March organized in Halifax to support Standing Rock’s opposition to Dakota pipeline

Approximately 200 people gathered at Victoria Park In Halifax for a rally before marching to the Halifax Commons to show solidarity with the Standing Rock Sioux Tribe's opposition to the Dakota Access Pipeline in North Dakota/Photo by Stephen Brake

More than 200 people gathered and marched in Halifax on November 5 to show their support for the Standing Rock Sioux Tribe’s ongoing fight against a company’s plans to construct an oil pipeline in North Dakota.

Holding signs that read, “Solidarity with Water Protectors” and “Respect Indigenous Rights,” the group gathered at Victoria Park in downtown Halifax Saturday afternoon to listen to speakers, take part in a group prayer and sing the Mi’kmaw Honour Song to drumming.

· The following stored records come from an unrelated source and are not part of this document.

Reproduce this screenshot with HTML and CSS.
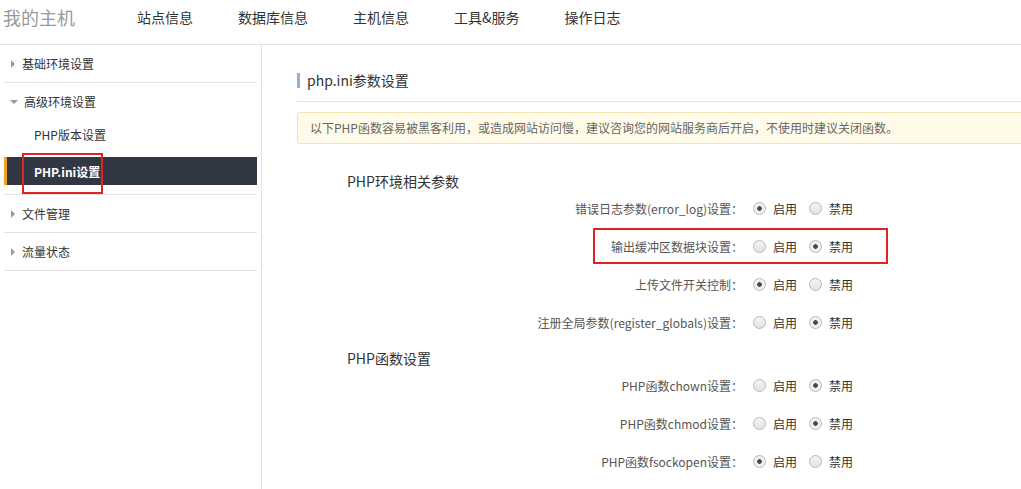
FILE: index.html
```html
<!DOCTYPE html>
<html lang="zh-CN">
    <head>
        <meta charset="UTF-8">
        <meta name="viewport" content="width=device-width, initial-scale=1.0">
        <title>我的主机 - php.ini参数设置</title>
        <link rel="stylesheet" href="styles.css">
    </head>
<body>
    <div class="topbar">
        <span class="logo">我的主机</span>
        <ul class="nav">
            <li>站点信息</li>
            <li>数据库信息</li>
            <li>主机信息</li>
            <li>工具&amp;服务</li>
            <li>操作日志</li>
        </ul>
    </div>

    <div class="layout">
        <div class="sidebar">
            <div class="menu-item"><span class="arrow"></span>基础环境设置</div>
            <div class="menu-group">
                <div class="menu-head"><span class="arrow open"></span>高级环境设置</div>
                <div class="sub-item">PHP版本设置</div>
                <div class="sub-item active">
                    <span class="mark-box side-mark"></span>
                    PHP.ini设置
                </div>
            </div>
            <div class="menu-item"><span class="arrow"></span>文件管理</div>
            <div class="menu-item"><span class="arrow"></span>流量状态</div>
        </div>

        <div class="main">
            <div class="page-title">php.ini参数设置</div>
            <div class="notice">以下PHP函数容易被黑客利用，或造成网站访问慢，建议咨询您的网站服务商后开启，不使用时建议关闭函数。</div>

            <h3 class="section-title">PHP环境相关参数</h3>
            <div class="form-row">
                <label class="row-label">错误日志参数(error_log)设置：</label>
                <div class="radio-group">
                    <input type="radio" name="error_log" id="r1" checked><label for="r1">启用</label>
                    <input type="radio" name="error_log" id="r2"><label for="r2">禁用</label>
                </div>
            </div>
            <div class="form-row">
                <span class="mark-box row-mark"></span>
                <label class="row-label">输出缓冲区数据块设置：</label>
                <div class="radio-group">
                    <input type="radio" name="output_buffering" id="r3"><label for="r3">启用</label>
                    <input type="radio" name="output_buffering" id="r4" checked><label for="r4">禁用</label>
                </div>
            </div>
            <div class="form-row">
                <label class="row-label">上传文件开关控制：</label>
                <div class="radio-group">
                    <input type="radio" name="file_uploads" id="r5" checked><label for="r5">启用</label>
                    <input type="radio" name="file_uploads" id="r6"><label for="r6">禁用</label>
                </div>
            </div>
            <div class="form-row">
                <label class="row-label">注册全局参数(register_globals)设置：</label>
                <div class="radio-group">
                    <input type="radio" name="register_globals" id="r7"><label for="r7">启用</label>
                    <input type="radio" name="register_globals" id="r8" checked><label for="r8">禁用</label>
                </div>
            </div>

            <h3 class="section-title second">PHP函数设置</h3>
            <div class="form-row">
                <label class="row-label">PHP函数chown设置：</label>
                <div class="radio-group">
                    <input type="radio" name="chown" id="r9"><label for="r9">启用</label>
                    <input type="radio" name="chown" id="r10" checked><label for="r10">禁用</label>
                </div>
            </div>
            <div class="form-row">
                <label class="row-label">PHP函数chmod设置：</label>
                <div class="radio-group">
                    <input type="radio" name="chmod" id="r11"><label for="r11">启用</label>
                    <input type="radio" name="chmod" id="r12" checked><label for="r12">禁用</label>
                </div>
            </div>
            <div class="form-row">
                <label class="row-label">PHP函数fsockopen设置：</label>
                <div class="radio-group">
                    <input type="radio" name="fsockopen" id="r13" checked><label for="r13">启用</label>
                    <input type="radio" name="fsockopen" id="r14"><label for="r14">禁用</label>
                </div>
            </div>
        </div>
    </div>
</body>
</html>
```

FILE: styles.css
```css
html, body {
    margin: 0;
    padding: 0;
    height: 100%;
    overflow: hidden;
}
body {
    font-family: "Microsoft YaHei", "Noto Sans CJK SC", sans-serif;
    font-size: 12px;
    color: #333;
    background-color: #fff;
}
ul {
    list-style: none;
    margin: 0;
    padding: 0;
}

/* top bar */
.topbar {
    display: flex;
    height: 44px;
    line-height: 34px;
    border-bottom: 1px solid #e1e1e1;
}
.logo {
    font-size: 18px;
    color: #999;
    padding-left: 3px;
}
.nav {
    display: flex;
    gap: 45px;
    margin-left: 62px;
    font-size: 14px;
    color: #333;
}

/* layout */
.layout {
    display: flex;
    height: calc(100% - 45px);
}
.sidebar {
    width: 262px;
    flex-shrink: 0;
    border-right: 1px solid #e1e1e1;
    box-sizing: border-box;
    padding: 0 4px;
}
.menu-item, .menu-head {
    display: flex;
    align-items: center;
    height: 37px;
    padding-left: 7px;
    font-size: 12px;
}
.menu-item {
    border-bottom: 1px solid #e1e1e1;
}
.menu-group {
    border-bottom: 1px solid #e1e1e1;
    padding-bottom: 9px;
}
.arrow {
    width: 0;
    height: 0;
    border-top: 4px solid transparent;
    border-bottom: 4px solid transparent;
    border-left: 4px solid #999;
    margin-right: 7px;
}
.arrow.open {
    border-left: 4px solid transparent;
    border-right: 4px solid transparent;
    border-top: 4px solid #999;
    border-bottom: 0;
    margin-right: 6px;
    margin-left: -1px;
}
.sub-item {
    position: relative;
    display: flex;
    align-items: center;
    height: 28px;
    padding-left: 30px;
    margin-bottom: 9px;
}
.sub-item:last-child {
    margin-bottom: 0;
}
.sub-item.active {
    background-color: #323843;
    color: #fff;
    font-weight: bold;
    border-left: 3px solid #f0a020;
    padding-left: 27px;
}

/* red annotation frames */
.mark-box {
    position: absolute;
    border: 2px solid #e02424;
    box-sizing: border-box;
}
.side-mark {
    left: 15px;
    top: -4px;
    width: 81px;
    height: 41px;
}
.row-mark {
    left: 296px;
    top: 1px;
    width: 295px;
    height: 36px;
}

/* main */
.main {
    flex: 1;
    padding-left: 35px;
    overflow: hidden;
}
.page-title {
    position: relative;
    font-size: 14px;
    height: 56px;
    line-height: 70px;
    padding-left: 10px;
    border-bottom: 1px solid #e1e1e1;
}
.page-title::before {
    content: "";
    position: absolute;
    left: 0;
    top: 28px;
    width: 3px;
    height: 15px;
    background-color: #8fb4d6;
}
.notice {
    margin-top: 10px;
    margin-right: -10px;
    height: 30px;
    line-height: 30px;
    padding-left: 12px;
    background-color: #fffbe8;
    border: 1px solid #f5e5b5;
    border-radius: 3px;
    color: #666;
    font-size: 12px;
    white-space: nowrap;
}
.section-title {
    margin: 0;
    padding-left: 50px;
    font-size: 14px;
    font-weight: normal;
    color: #333;
    margin-top: 29px;
    line-height: 16px;
}
.section-title.second {
    margin-top: 9px;
}
.form-row {
    position: relative;
    display: flex;
    align-items: center;
    height: 38px;
}
.row-label {
    width: 446px;
    text-align: right;
    color: #555;
}
.radio-group {
    display: flex;
    align-items: center;
    margin-left: 10px;
}
.radio-group input[type="radio"] {
    -webkit-appearance: none;
    appearance: none;
    width: 13px;
    height: 13px;
    margin: 0 7px 0 0;
    border: 1px solid #b8b8b8;
    border-radius: 50%;
    background: linear-gradient(#f4f4f4, #e2e2e2);
    box-sizing: border-box;
}
.radio-group input[type="radio"]:checked {
    background: radial-gradient(circle, #4a4a4a 0, #4a4a4a 2px, #f0f0f0 2.6px);
}
.radio-group label {
    margin-right: 12px;
    color: #333;
}
```
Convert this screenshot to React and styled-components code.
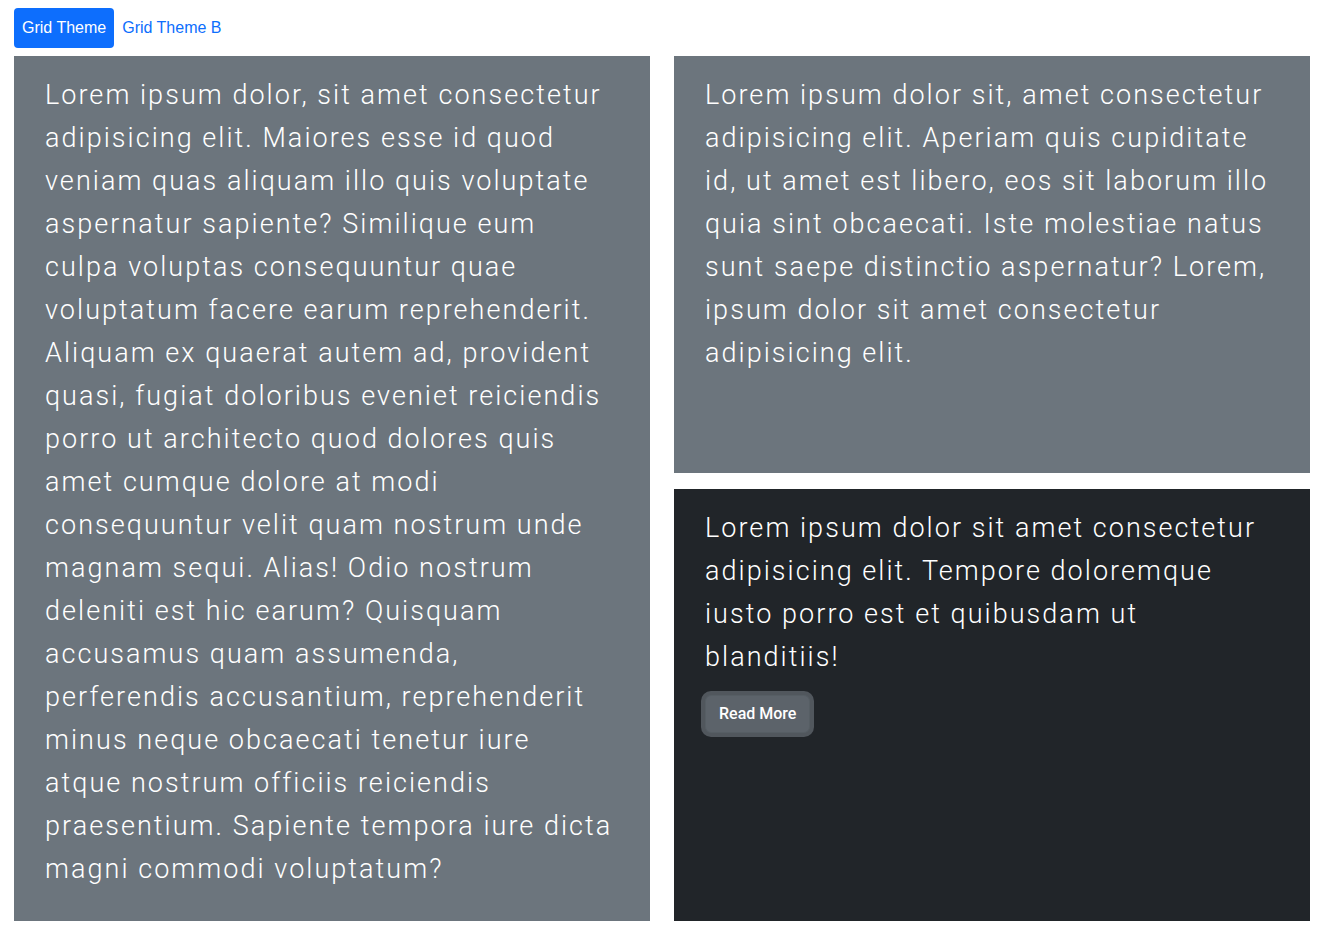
import React, {useState} from "react";
import styled, {createGlobalStyle} from "styled-components";

const GlobalStyle = createGlobalStyle`
  * { box-sizing: border-box; }
  body {
    margin: 0;
    background: #fff;
    font-family: "Liberation Sans", Arial, sans-serif;
  }
`

const Page = styled.div`
  padding: 8px 19px 20px 14px;
`

const Tabs = styled.nav`
  display: flex;
  margin-bottom: 8px;
`

const Tab = styled.button`
  border: 0;
  border-radius: 4px;
  padding: 8px 8px;
  font-family: "Liberation Sans", Arial, sans-serif;
  font-size: 16px;
  line-height: 24px;
  cursor: pointer;
  background: ${p => p.$active ? "#0d6efd" : "transparent"};
  color: ${p => p.$active ? "#fff" : "#0d6efd"};
`

const Grid = styled.div`
  display: grid;
  grid-template-columns: 1fr 1fr;
  grid-template-rows: 417fr 432fr;
  column-gap: 24px;
  row-gap: 16px;
`

const Card = styled.div`
  padding: 18px 36px 14px 31px;
  background: ${p => p.$dark ? "#212529" : "#6c757d"};
  color: #fff;
  grid-row: ${p => p.$tall ? "span 2" : "auto"};

  & p {
    margin: 0 0 16px;
    font-family: Roboto, "Liberation Sans", sans-serif;
    font-weight: 300;
    font-size: 27px;
    line-height: 43px;
    letter-spacing: 2.05px;
  }
`

const ReadMore = styled.button`
  padding: 6px 13px;
  border: 1px solid #565e64;
  border-radius: 6px;
  background: #5c636a;
  color: #fff;
  font-family: Roboto, "Liberation Sans", sans-serif;
  font-weight: 500;
  font-size: 16px;
  line-height: 24px;
  box-shadow: 0 0 0 4px rgba(130, 138, 145, 0.5);
  cursor: pointer;
`

const tabs = ["Grid Theme", "Grid Theme B"]

const App = () => {
  const [active, setActive] = useState(0)

  return (
    <Page>
      <GlobalStyle/>
      <Tabs>
        {tabs.map((t, i) => (
          <Tab key={t} $active={i === active} onClick={() => setActive(i)}>{t}</Tab>
        ))}
      </Tabs>
      <Grid>
        <Card $tall>
          <p>
            Lorem ipsum dolor, sit amet consectetur adipisicing elit. Maiores esse id quod veniam quas aliquam illo
            quis voluptate aspernatur sapiente? Similique eum culpa voluptas consequuntur quae voluptatum facere earum
            reprehenderit. Aliquam ex quaerat autem ad, provident quasi, fugiat doloribus eveniet reiciendis porro ut
            architecto quod dolores quis amet cumque dolore at modi consequuntur velit quam nostrum unde magnam sequi.
            Alias! Odio nostrum deleniti est hic earum? Quisquam accusamus quam assumenda, perferendis accusantium,
            reprehenderit minus neque obcaecati tenetur iure atque nostrum officiis reiciendis praesentium. Sapiente
            tempora iure dicta magni commodi voluptatum?
          </p>
        </Card>
        <Card>
          <p>
            Lorem ipsum dolor sit, amet consectetur adipisicing elit. Aperiam quis cupiditate id, ut amet est libero,
            eos sit laborum illo quia sint obcaecati. Iste molestiae natus sunt saepe distinctio aspernatur? Lorem,
            ipsum dolor sit amet consectetur adipisicing elit.
          </p>
        </Card>
        <Card $dark>
          <p>
            Lorem ipsum dolor sit amet consectetur adipisicing elit. Tempore doloremque iusto porro est et quibusdam
            ut blanditiis!
          </p>
          <ReadMore>Read More</ReadMore>
        </Card>
      </Grid>
    </Page>
  )
}

export default App
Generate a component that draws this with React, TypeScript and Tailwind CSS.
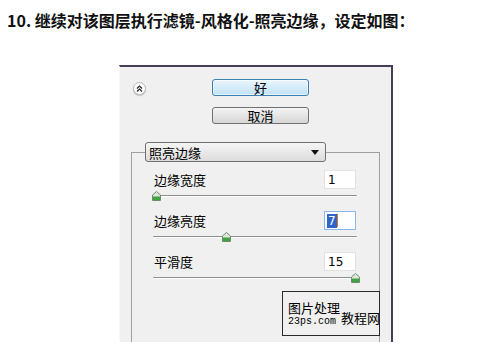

The group then began their march to the Halifax Commons so they could create and take an aerial photograph of a human hashtag for the #NoDAPL movement.

Raven Peyote, 22, from Elsipogtog First Nation, N.B. organized the march in support of Standing Rock Sioux Tribe in North Dakota/Photo by Stephen Brake
Raven Peyote, 22, from Elsipogtog First Nation, N.B. organized the march in support of Standing Rock Sioux Tribe in North Dakota/Photo by Stephen Brake

“I really want (the Standing Rock Sioux Tribe) to know that they’re supported and they’re loved and we’re sending out prayers,” said organizer Raven Peyote.

“All Standing Rock is asking for is prayers,” the 22-year-old from Elsipogtog First Nation, N.B. added.

The Standing Rock Sioux Tribe in North Dakota currently oppose the Dakota Access Pipeline Limited’s plan to construct a pipeline that will carry crude oil from North Dakota to Illinois. They say the pipeline threatens sacred land and their source of water from the Missouri River.

The Tribe’s opposition to the company’s project, which began in April, has resulted in clashes with authorities and numerous arrests. Hundreds of Indigenous people from across the United States and Canada have travelled to North Dakota to support them in their struggle to protect their sacred land and water supply.

Dorene Bernard, who led the demonstrators in prayer prior to the march, said she also wanted to show her gratitude for the Standing Rock Sioux Tribe standing up to protect water sources.

“We are protecting the water. We’re water protectors and we came here to stand with all (of) our allies,” Bernard said following the march.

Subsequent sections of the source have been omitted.